Copy out each line exactly; pictures stay out of the copy.

(Records)
────────────────────────────────────────

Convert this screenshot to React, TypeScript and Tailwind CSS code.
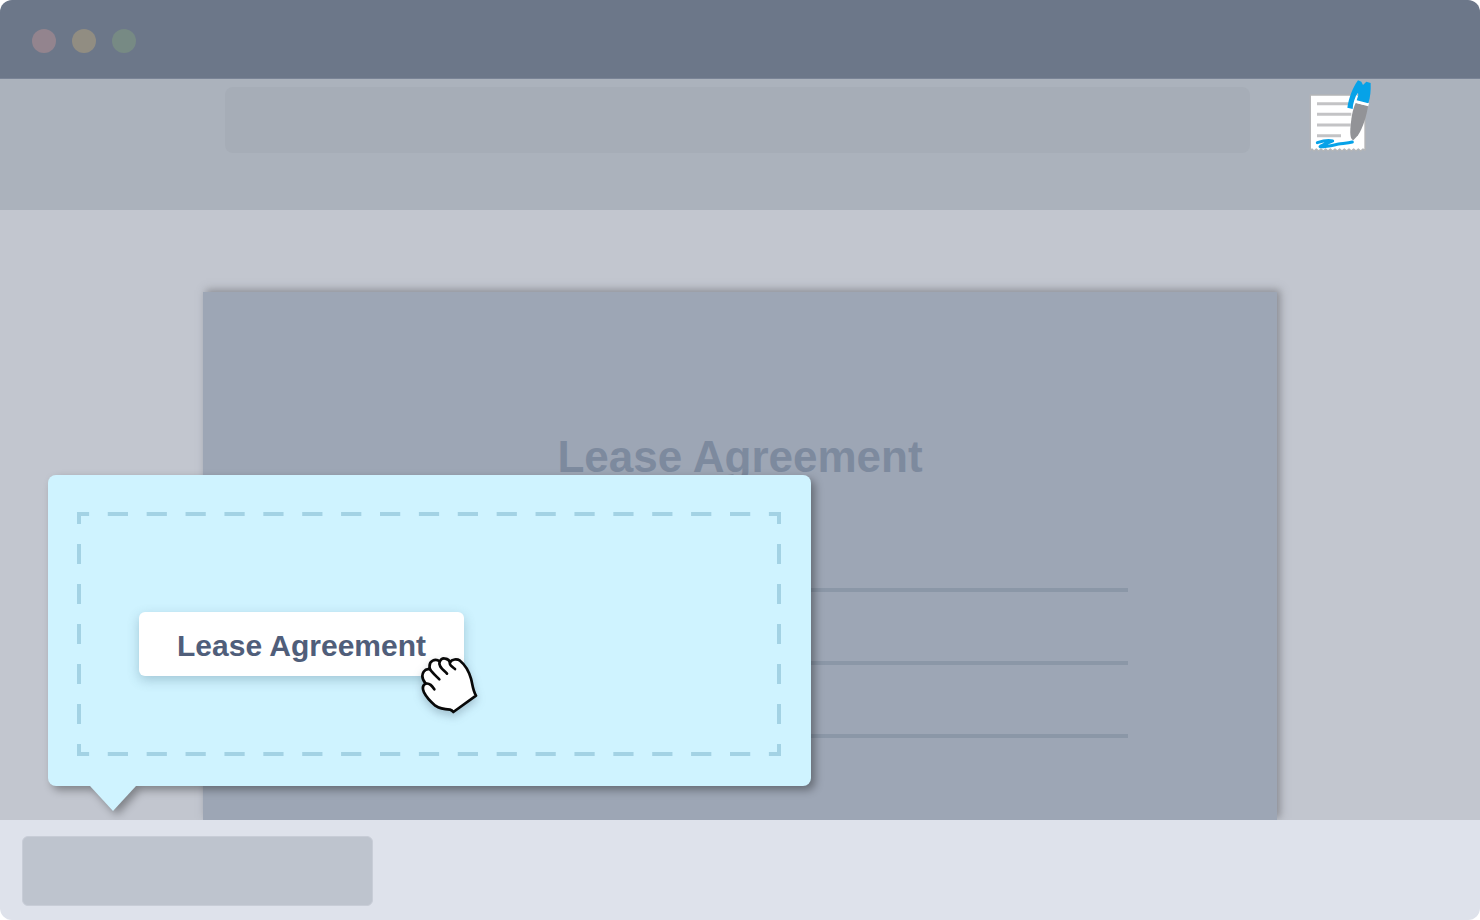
import { ReactNode } from "react";

const WINDOW_DOTS = ["bg-[#93848e]", "bg-[#918d82]", "bg-[#778a84]"];

function TitleBar() {
  return (
    <header className="flex h-[79px] items-center gap-4 border-b border-[#7a8496] bg-[#6c7789] px-8 pt-1">
      {WINDOW_DOTS.map((color) => (
        <span key={color} className={`size-6 rounded-full ${color}`} />
      ))}
    </header>
  );
}

function NoteIcon() {
  return (
    <svg className="h-[72px] w-16" viewBox="54 30 192 216" fill="none" aria-hidden="true">
      <path
        d="M61 75H225V241L219 237L212 243L205 237L198 243L191 237L184 243L177 237L170 243L163 237L156 243L149 237L142 243L135 237L128 243L121 237L114 243L107 237L100 243L93 237L86 243L79 237L72 243L66 237L61 241Z"
        fill="#fff"
        stroke="#b4b5b7"
        strokeWidth="4"
        strokeLinejoin="round"
      />
      <path d="M81 101H178M81 133H184M81 165H182M81 197H153" stroke="#c3c3c5" strokeWidth="9" />
      <path
        d="M82 218C97 213 117 210 128 213C116 219 96 223 90 230C106 231 126 226 146 222C160 220 174 219 187 216"
        stroke="#06a2e8"
        strokeWidth="9"
        strokeLinecap="round"
        strokeLinejoin="round"
      />
      <path d="M197 99L234 108C231 133 219 174 204 196L190 211C182 208 180 195 181 177C183 149 187 120 197 99Z" fill="#929397" />
      <path d="M190 91L236 104" stroke="#fff" strokeWidth="10" />
      <path d="M197 67L203 69L197 92L188 95Z" fill="#fff" />
      <path
        d="M172 113L188 117C189 100 194 81 204 68L205 75L200 91L235 100C241 82 243 61 242 39L229 35L219 45L214 35L204 31C187 55 177 84 172 113Z"
        fill="#06a2e8"
      />
    </svg>
  );
}

function GrabHand() {
  return (
    <svg
      className="absolute -right-[14px] -bottom-[38px] size-[58px] drop-shadow-[0_4px_4px_rgba(60,80,100,0.3)]"
      viewBox="60 48 174 174"
      aria-hidden="true"
    >
      <path
        d="M160 216C157 212 154 210 150 209C130 208 116 204 106 197C93 186 80 173 72 157C67 146 67 136 77 131C66 117 65 104 71 95C76 88 83 86 90 88C87 76 90 66 98 62C105 58 114 60 119 65C123 57 129 54 136 56C143 57 148 61 150 67C156 57 171 56 180 62C195 74 207 95 213 116C218 134 218 151 228 167Z"
        fill="#fff"
        stroke="#080808"
        strokeWidth="8"
        strokeLinejoin="round"
      />
      <path
        d="M77 131C89 128 96 138 103 148M90 88C97 99 107 107 118 118M119 65C113 80 132 90 141 101M150 67C146 75 157 80 165 87"
        fill="none"
        stroke="#080808"
        strokeWidth="8"
        strokeLinecap="round"
      />
    </svg>
  );
}

function Toolbar() {
  return (
    <div className="flex h-[131px] items-start bg-[#abb2bc] pr-[108px] pl-[225px]">
      <input
        type="text"
        aria-label="Address"
        className="mt-2 h-[66px] min-w-0 flex-1 rounded-lg bg-[#a6adb7] px-6 text-2xl outline-none"
      />
      <button type="button" aria-label="Notes" className="mt-px ml-[58px] shrink-0">
        <NoteIcon />
      </button>
    </div>
  );
}

function LeasePaper() {
  return (
    <article className="flex flex-1 flex-col items-center bg-[#9da6b5] px-[149px] pt-[140px] shadow-[3px_-2px_8px_rgba(90,90,95,0.55)]">
      <h1 className="text-[44px] leading-[50px] font-bold text-[#7d8a9e]">Lease Agreement</h1>
      <div className="mt-[106px] flex w-full flex-col gap-[69px]">
        <hr className="h-1 border-0 bg-[#8b97a7]" />
        <hr className="h-1 border-0 bg-[#8b97a7]" />
        <hr className="h-1 border-0 bg-[#8b97a7]" />
      </div>
    </article>
  );
}

function DropZone({ children }: { children: ReactNode }) {
  return (
    <div className="relative flex h-[244px] items-start pt-[100px] pl-[62px]">
      <svg
        className="absolute inset-0 size-full"
        viewBox="0 0 704 244"
        preserveAspectRatio="none"
        fill="none"
        stroke="#a3d2e4"
        strokeWidth="4"
        aria-hidden="true"
      >
        <path d="M2 2H702" pathLength="900" strokeDasharray="26 24" strokeDashoffset="13" />
        <path d="M2 242H702" pathLength="900" strokeDasharray="26 24" strokeDashoffset="13" />
        <path d="M2 2V242" strokeDasharray="20 20" strokeDashoffset="10" />
        <path d="M702 2V242" strokeDasharray="20 20" strokeDashoffset="10" />
        <path d="M0 2H4M700 2H704M0 242H4M700 242H704" />
      </svg>
      {children}
    </div>
  );
}

function DropPopover() {
  return (
    <section className="absolute bottom-[34px] left-12 w-[763px] rounded-lg bg-[#cff3ff] pt-[37px] pr-[30px] pb-[30px] pl-[29px] drop-shadow-[4px_4px_4px_rgba(0,0,0,0.35)]">
      <DropZone>
        <button
          type="button"
          className="relative h-16 cursor-grab rounded-md bg-white px-[38px] pt-1 text-3xl font-bold whitespace-nowrap text-[#505e7a] shadow-[0_4px_12px_rgba(60,100,120,0.3)]"
        >
          Lease Agreement
          <GrabHand />
        </button>
      </DropZone>
      <svg className="absolute top-full left-[42px] h-[25px] w-[46px]" viewBox="0 0 46 25" aria-hidden="true">
        <path d="M0 0H46L23 25Z" fill="#cff3ff" />
      </svg>
    </section>
  );
}

export default function App() {
  return (
    <div className="flex min-h-screen flex-col overflow-hidden rounded-xl font-['Liberation_Sans',Arial,sans-serif]">
      <TitleBar />
      <Toolbar />
      <main className="relative flex flex-1 overflow-hidden bg-[#c2c6cf] px-[203px] pt-[82px]">
        <LeasePaper />
        <DropPopover />
      </main>
      <footer className="flex h-[100px] items-center bg-[#dee2eb] px-[22px]">
        <button
          type="button"
          aria-label="Downloaded file"
          className="mt-0.5 h-[70px] w-[351px] rounded-md border border-[#c8cdd7] bg-[#bec4ce]"
        />
      </footer>
    </div>
  );
}
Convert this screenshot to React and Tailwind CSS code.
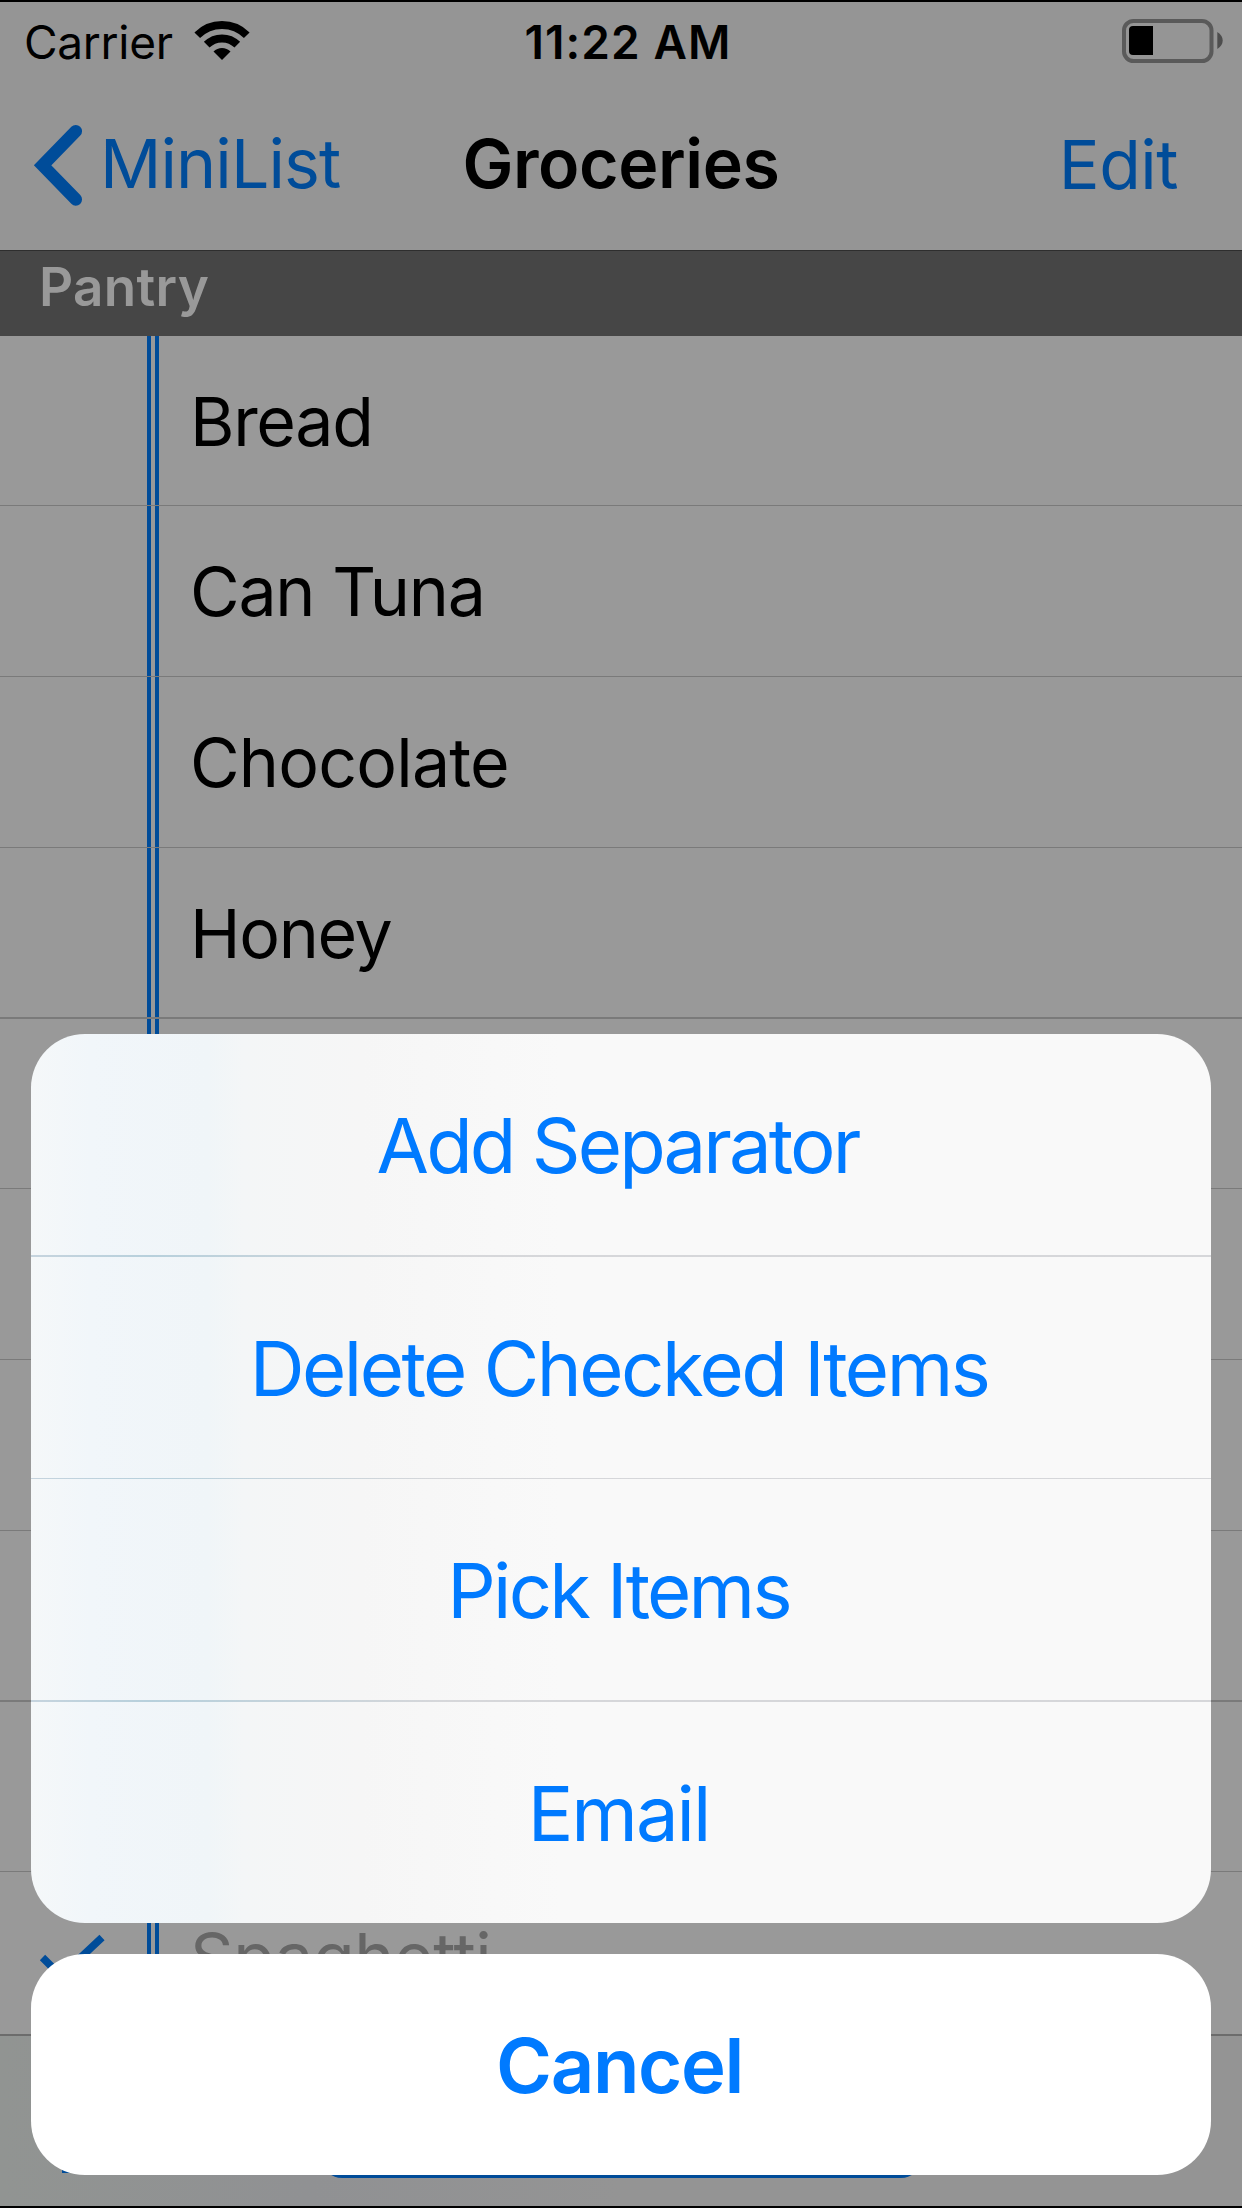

────────────────────────────────────────

CORRECT OUTPUT:
Convert this screenshot to React, TypeScript and Tailwind CSS code.
import { ReactNode } from "react";

const WINDOW_DOTS = ["bg-[#93848e]", "bg-[#918d82]", "bg-[#778a84]"];

function TitleBar() {
  return (
    <header className="flex h-[79px] items-center gap-4 border-b border-[#7a8496] bg-[#6c7789] px-8 pt-1">
      {WINDOW_DOTS.map((color) => (
        <span key={color} className={`size-6 rounded-full ${color}`} />
      ))}
    </header>
  );
}

function NoteIcon() {
  return (
    <svg className="h-[72px] w-16" viewBox="54 30 192 216" fill="none" aria-hidden="true">
      <path
        d="M61 75H225V241L219 237L212 243L205 237L198 243L191 237L184 243L177 237L170 243L163 237L156 243L149 237L142 243L135 237L128 243L121 237L114 243L107 237L100 243L93 237L86 243L79 237L72 243L66 237L61 241Z"
        fill="#fff"
        stroke="#b4b5b7"
        strokeWidth="4"
        strokeLinejoin="round"
      />
      <path d="M81 101H178M81 133H184M81 165H182M81 197H153" stroke="#c3c3c5" strokeWidth="9" />
      <path
        d="M82 218C97 213 117 210 128 213C116 219 96 223 90 230C106 231 126 226 146 222C160 220 174 219 187 216"
        stroke="#06a2e8"
        strokeWidth="9"
        strokeLinecap="round"
        strokeLinejoin="round"
      />
      <path d="M197 99L234 108C231 133 219 174 204 196L190 211C182 208 180 195 181 177C183 149 187 120 197 99Z" fill="#929397" />
      <path d="M190 91L236 104" stroke="#fff" strokeWidth="10" />
      <path d="M197 67L203 69L197 92L188 95Z" fill="#fff" />
      <path
        d="M172 113L188 117C189 100 194 81 204 68L205 75L200 91L235 100C241 82 243 61 242 39L229 35L219 45L214 35L204 31C187 55 177 84 172 113Z"
        fill="#06a2e8"
      />
    </svg>
  );
}

function GrabHand() {
  return (
    <svg
      className="absolute -right-[14px] -bottom-[38px] size-[58px] drop-shadow-[0_4px_4px_rgba(60,80,100,0.3)]"
      viewBox="60 48 174 174"
      aria-hidden="true"
    >
      <path
        d="M160 216C157 212 154 210 150 209C130 208 116 204 106 197C93 186 80 173 72 157C67 146 67 136 77 131C66 117 65 104 71 95C76 88 83 86 90 88C87 76 90 66 98 62C105 58 114 60 119 65C123 57 129 54 136 56C143 57 148 61 150 67C156 57 171 56 180 62C195 74 207 95 213 116C218 134 218 151 228 167Z"
        fill="#fff"
        stroke="#080808"
        strokeWidth="8"
        strokeLinejoin="round"
      />
      <path
        d="M77 131C89 128 96 138 103 148M90 88C97 99 107 107 118 118M119 65C113 80 132 90 141 101M150 67C146 75 157 80 165 87"
        fill="none"
        stroke="#080808"
        strokeWidth="8"
        strokeLinecap="round"
      />
    </svg>
  );
}

function Toolbar() {
  return (
    <div className="flex h-[131px] items-start bg-[#abb2bc] pr-[108px] pl-[225px]">
      <input
        type="text"
        aria-label="Address"
        className="mt-2 h-[66px] min-w-0 flex-1 rounded-lg bg-[#a6adb7] px-6 text-2xl outline-none"
      />
      <button type="button" aria-label="Notes" className="mt-px ml-[58px] shrink-0">
        <NoteIcon />
      </button>
    </div>
  );
}

function LeasePaper() {
  return (
    <article className="flex flex-1 flex-col items-center bg-[#9da6b5] px-[149px] pt-[140px] shadow-[3px_-2px_8px_rgba(90,90,95,0.55)]">
      <h1 className="text-[44px] leading-[50px] font-bold text-[#7d8a9e]">Lease Agreement</h1>
      <div className="mt-[106px] flex w-full flex-col gap-[69px]">
        <hr className="h-1 border-0 bg-[#8b97a7]" />
        <hr className="h-1 border-0 bg-[#8b97a7]" />
        <hr className="h-1 border-0 bg-[#8b97a7]" />
      </div>
    </article>
  );
}

function DropZone({ children }: { children: ReactNode }) {
  return (
    <div className="relative flex h-[244px] items-start pt-[100px] pl-[62px]">
      <svg
        className="absolute inset-0 size-full"
        viewBox="0 0 704 244"
        preserveAspectRatio="none"
        fill="none"
        stroke="#a3d2e4"
        strokeWidth="4"
        aria-hidden="true"
      >
        <path d="M2 2H702" pathLength="900" strokeDasharray="26 24" strokeDashoffset="13" />
        <path d="M2 242H702" pathLength="900" strokeDasharray="26 24" strokeDashoffset="13" />
        <path d="M2 2V242" strokeDasharray="20 20" strokeDashoffset="10" />
        <path d="M702 2V242" strokeDasharray="20 20" strokeDashoffset="10" />
        <path d="M0 2H4M700 2H704M0 242H4M700 242H704" />
      </svg>
      {children}
    </div>
  );
}

function DropPopover() {
  return (
    <section className="absolute bottom-[34px] left-12 w-[763px] rounded-lg bg-[#cff3ff] pt-[37px] pr-[30px] pb-[30px] pl-[29px] drop-shadow-[4px_4px_4px_rgba(0,0,0,0.35)]">
      <DropZone>
        <button
          type="button"
          className="relative h-16 cursor-grab rounded-md bg-white px-[38px] pt-1 text-3xl font-bold whitespace-nowrap text-[#505e7a] shadow-[0_4px_12px_rgba(60,100,120,0.3)]"
        >
          Lease Agreement
          <GrabHand />
        </button>
      </DropZone>
      <svg className="absolute top-full left-[42px] h-[25px] w-[46px]" viewBox="0 0 46 25" aria-hidden="true">
        <path d="M0 0H46L23 25Z" fill="#cff3ff" />
      </svg>
    </section>
  );
}

export default function App() {
  return (
    <div className="flex min-h-screen flex-col overflow-hidden rounded-xl font-['Liberation_Sans',Arial,sans-serif]">
      <TitleBar />
      <Toolbar />
      <main className="relative flex flex-1 overflow-hidden bg-[#c2c6cf] px-[203px] pt-[82px]">
        <LeasePaper />
        <DropPopover />
      </main>
      <footer className="flex h-[100px] items-center bg-[#dee2eb] px-[22px]">
        <button
          type="button"
          aria-label="Downloaded file"
          className="mt-0.5 h-[70px] w-[351px] rounded-md border border-[#c8cdd7] bg-[#bec4ce]"
        />
      </footer>
    </div>
  );
}
Convert this screenshot to React and Tailwind CSS code.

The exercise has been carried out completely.